Wishing for the government to be crippled because the current PM is a reprehensible individual is somewhat akin to cutting off your nose to spite your face. I'd just love Sedgefield to vote HIM out (no matter how unlikely that is) but I'd rather like to have a functioning government, even if (god help me for saying this) the Tories are in charge.

As for the war: to quote Omar Bradley it was "wrong war at the wrong time against the wrong enemies" but once involved, pulling out and leaving things to go even further to hell would be irresponsible.
corone
May. 3rd, 2005 03:45 pm (UTC)
Very much with you on all that.
corpsie
May. 3rd, 2005 05:04 pm (UTC)
I don't know, Monster Raving Loonies have a candidate in Sedgfield. It would be.. pleasing if he won.
angusabranson
May. 4th, 2005 11:31 am (UTC)
I don't think the LibDems will win this election. I haven't heard anyone who thinks they will.
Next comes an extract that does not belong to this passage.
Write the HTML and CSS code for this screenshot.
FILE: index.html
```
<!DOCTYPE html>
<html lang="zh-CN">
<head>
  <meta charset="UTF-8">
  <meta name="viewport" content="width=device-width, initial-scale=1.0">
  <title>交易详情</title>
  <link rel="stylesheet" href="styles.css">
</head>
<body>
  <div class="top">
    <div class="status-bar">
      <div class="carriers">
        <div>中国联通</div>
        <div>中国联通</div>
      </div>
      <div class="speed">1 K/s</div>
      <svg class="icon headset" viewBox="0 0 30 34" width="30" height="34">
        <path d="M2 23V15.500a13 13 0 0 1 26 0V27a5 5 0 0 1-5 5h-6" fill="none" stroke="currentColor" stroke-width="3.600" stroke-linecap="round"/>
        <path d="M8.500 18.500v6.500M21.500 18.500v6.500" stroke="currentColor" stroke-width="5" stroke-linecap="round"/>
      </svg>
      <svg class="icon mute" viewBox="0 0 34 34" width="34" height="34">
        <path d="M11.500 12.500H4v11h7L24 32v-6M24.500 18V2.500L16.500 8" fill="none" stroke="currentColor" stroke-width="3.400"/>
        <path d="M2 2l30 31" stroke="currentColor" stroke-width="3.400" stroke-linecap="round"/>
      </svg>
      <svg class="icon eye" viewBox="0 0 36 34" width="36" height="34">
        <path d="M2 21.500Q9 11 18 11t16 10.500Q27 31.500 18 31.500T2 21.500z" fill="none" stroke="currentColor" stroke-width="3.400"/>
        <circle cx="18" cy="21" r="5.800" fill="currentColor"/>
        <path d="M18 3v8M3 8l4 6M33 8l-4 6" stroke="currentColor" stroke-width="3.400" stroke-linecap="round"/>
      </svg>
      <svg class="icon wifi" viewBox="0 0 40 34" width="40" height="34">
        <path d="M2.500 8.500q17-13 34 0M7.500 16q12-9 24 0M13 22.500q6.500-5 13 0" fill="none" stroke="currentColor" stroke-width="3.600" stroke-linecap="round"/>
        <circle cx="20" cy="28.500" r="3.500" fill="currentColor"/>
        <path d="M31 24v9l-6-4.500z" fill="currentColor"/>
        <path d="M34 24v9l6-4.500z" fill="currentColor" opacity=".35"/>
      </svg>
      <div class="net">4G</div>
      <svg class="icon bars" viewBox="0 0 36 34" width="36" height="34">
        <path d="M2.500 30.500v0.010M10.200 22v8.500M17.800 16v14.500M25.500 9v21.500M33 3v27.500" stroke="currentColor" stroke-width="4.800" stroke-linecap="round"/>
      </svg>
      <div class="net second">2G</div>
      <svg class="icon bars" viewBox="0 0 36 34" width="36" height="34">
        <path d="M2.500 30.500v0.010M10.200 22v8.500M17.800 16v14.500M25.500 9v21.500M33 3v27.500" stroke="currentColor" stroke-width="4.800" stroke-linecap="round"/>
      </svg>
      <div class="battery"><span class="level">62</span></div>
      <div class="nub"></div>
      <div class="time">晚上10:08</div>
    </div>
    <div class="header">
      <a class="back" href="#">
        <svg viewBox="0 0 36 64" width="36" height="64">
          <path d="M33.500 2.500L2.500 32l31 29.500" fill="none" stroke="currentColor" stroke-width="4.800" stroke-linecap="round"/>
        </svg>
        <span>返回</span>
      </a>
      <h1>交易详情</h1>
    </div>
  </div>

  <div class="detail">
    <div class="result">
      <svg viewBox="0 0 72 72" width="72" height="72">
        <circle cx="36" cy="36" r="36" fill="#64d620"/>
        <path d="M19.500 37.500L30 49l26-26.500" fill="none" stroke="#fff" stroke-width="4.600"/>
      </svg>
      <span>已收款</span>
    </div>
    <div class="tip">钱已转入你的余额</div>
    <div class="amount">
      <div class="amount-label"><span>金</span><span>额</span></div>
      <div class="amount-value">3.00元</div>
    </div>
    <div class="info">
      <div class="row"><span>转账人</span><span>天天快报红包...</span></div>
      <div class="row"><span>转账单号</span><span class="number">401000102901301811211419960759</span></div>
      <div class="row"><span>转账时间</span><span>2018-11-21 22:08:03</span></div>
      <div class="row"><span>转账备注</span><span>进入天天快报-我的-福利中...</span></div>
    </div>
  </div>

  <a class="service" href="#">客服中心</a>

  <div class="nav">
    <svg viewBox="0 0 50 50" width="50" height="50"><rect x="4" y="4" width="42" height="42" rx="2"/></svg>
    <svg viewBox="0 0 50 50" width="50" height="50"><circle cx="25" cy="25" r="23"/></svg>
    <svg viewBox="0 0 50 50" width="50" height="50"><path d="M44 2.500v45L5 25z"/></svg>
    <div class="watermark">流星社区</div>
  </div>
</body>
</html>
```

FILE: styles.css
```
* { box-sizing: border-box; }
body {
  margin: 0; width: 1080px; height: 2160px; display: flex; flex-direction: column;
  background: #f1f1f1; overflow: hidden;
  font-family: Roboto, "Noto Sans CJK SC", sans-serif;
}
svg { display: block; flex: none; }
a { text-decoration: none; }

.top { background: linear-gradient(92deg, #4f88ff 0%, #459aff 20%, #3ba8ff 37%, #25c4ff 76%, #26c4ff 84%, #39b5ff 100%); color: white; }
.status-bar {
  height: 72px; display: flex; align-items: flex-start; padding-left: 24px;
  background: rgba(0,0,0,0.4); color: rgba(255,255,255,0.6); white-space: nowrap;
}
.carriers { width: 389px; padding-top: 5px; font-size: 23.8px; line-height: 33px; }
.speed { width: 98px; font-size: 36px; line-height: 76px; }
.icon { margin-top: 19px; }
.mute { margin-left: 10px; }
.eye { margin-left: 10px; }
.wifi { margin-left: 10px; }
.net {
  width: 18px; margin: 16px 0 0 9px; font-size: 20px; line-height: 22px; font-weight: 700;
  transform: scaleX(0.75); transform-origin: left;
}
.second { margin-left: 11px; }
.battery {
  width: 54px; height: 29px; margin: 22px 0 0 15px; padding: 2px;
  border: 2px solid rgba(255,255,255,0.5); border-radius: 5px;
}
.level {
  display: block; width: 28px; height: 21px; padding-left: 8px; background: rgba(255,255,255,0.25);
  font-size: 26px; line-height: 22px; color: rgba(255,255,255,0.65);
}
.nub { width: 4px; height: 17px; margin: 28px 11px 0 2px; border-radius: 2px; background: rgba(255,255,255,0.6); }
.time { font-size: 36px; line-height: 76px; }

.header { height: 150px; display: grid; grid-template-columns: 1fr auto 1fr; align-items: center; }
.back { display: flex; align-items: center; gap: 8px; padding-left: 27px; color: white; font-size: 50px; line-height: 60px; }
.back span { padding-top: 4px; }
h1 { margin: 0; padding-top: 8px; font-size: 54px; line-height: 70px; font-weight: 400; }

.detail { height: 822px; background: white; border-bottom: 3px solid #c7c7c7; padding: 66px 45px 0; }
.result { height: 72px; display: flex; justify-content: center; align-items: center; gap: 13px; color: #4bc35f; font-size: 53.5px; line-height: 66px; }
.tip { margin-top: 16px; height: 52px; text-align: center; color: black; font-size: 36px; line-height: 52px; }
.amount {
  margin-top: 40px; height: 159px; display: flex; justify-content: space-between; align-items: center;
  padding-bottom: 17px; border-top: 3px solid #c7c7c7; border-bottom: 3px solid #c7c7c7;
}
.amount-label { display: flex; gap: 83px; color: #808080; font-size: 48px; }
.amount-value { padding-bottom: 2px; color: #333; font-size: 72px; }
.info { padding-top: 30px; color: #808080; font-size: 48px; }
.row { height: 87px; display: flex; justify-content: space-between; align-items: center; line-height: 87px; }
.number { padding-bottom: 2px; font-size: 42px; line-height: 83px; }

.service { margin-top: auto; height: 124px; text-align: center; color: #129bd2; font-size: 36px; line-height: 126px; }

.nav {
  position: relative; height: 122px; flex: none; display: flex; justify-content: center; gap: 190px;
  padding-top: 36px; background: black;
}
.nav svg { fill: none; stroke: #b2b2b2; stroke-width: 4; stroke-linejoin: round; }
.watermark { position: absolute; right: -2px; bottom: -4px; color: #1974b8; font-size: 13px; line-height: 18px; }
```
This election is about growing the number of LibDem MPs we have in Parliament, reducing the Labour Party's majority and using that as a base in the next 4-5 years to mount an even bigger campaign at the next election. The Conservatives are in decline, one that is made more so by the emergence of the UKIP and the strengthening of the BNP - as well as the movement into their traditional right-wing territory by the 'New' Labour party.

The LibDems have a very real chance in the next 4/5 years of becoming the major opposition party and from there they can mount a serious challenge in 2012(ish) for government.

I also agree it would be foolish and a humanitarian disaster just to pull out all of our troops from Iraq now. We helped create this mess we need to be responsible and help sort it out - even if that does mean admitting we were wrong and asking others for help.